Oscar Wilde said 'the man who sees both sides of a question is a man who sees absolutely nothing at all', meaning, you have to take a risk, assume something is true in spite of its unprovability, and act--at least tentatively--otherwise you really are in a state of precognition, as when a naive researcher looks at a bunch of data without focus, seeing nothing. To focus is to theorize, to form model of what is important and how things are measured and interact, and our education gives us many tools to do this. But as in geometry where sometimes you assume parallel lines meet, sometimes not, so too with all assumptions and criteria, and the justification is always somewhat arbitrary.

I'm not some sort of Derridean postmodernist, I just know that at the end of the day, people will probably agree or disagree with you for reasons other than what you articulate.
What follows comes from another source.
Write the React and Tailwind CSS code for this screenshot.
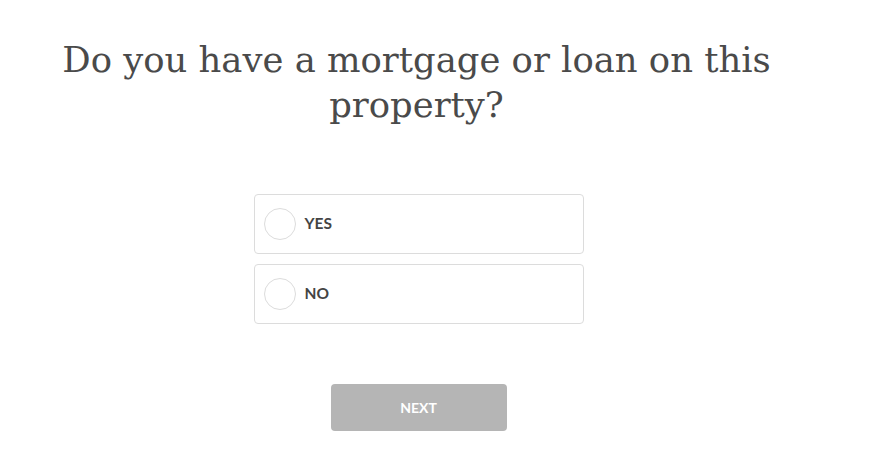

I just try to remember that having good prejudices is as important as the having good empirical evidence--eg, the prejudice that risk and return are not related in asset markets--and so work on those as well as remembering how best to calculate corporate default probabilities. Think of your prejudices as your ultimate strategy that dictates your tactics.

It's good to have good reasons they help find these true ideas more efficiently; there just isn't one rational method, or even meta-method. A good method for justifying your beliefs--say applying GMM to a utility function, economists love that!, or flow charts if you are a sociologist--will bring along interlopers who may not have an interest in your specific outcome, but rather, like your application of some methodology, and become a kindred spirit that way, helping your cause and career.

Free competition among people's services, goods, and beliefs is all that tends to make most centuries a little better than the prior one, and forces us to generate better services, goods, and ideas. Truth, like low prices, is not the result of an individual, but rather the byproduct of our collective interaction.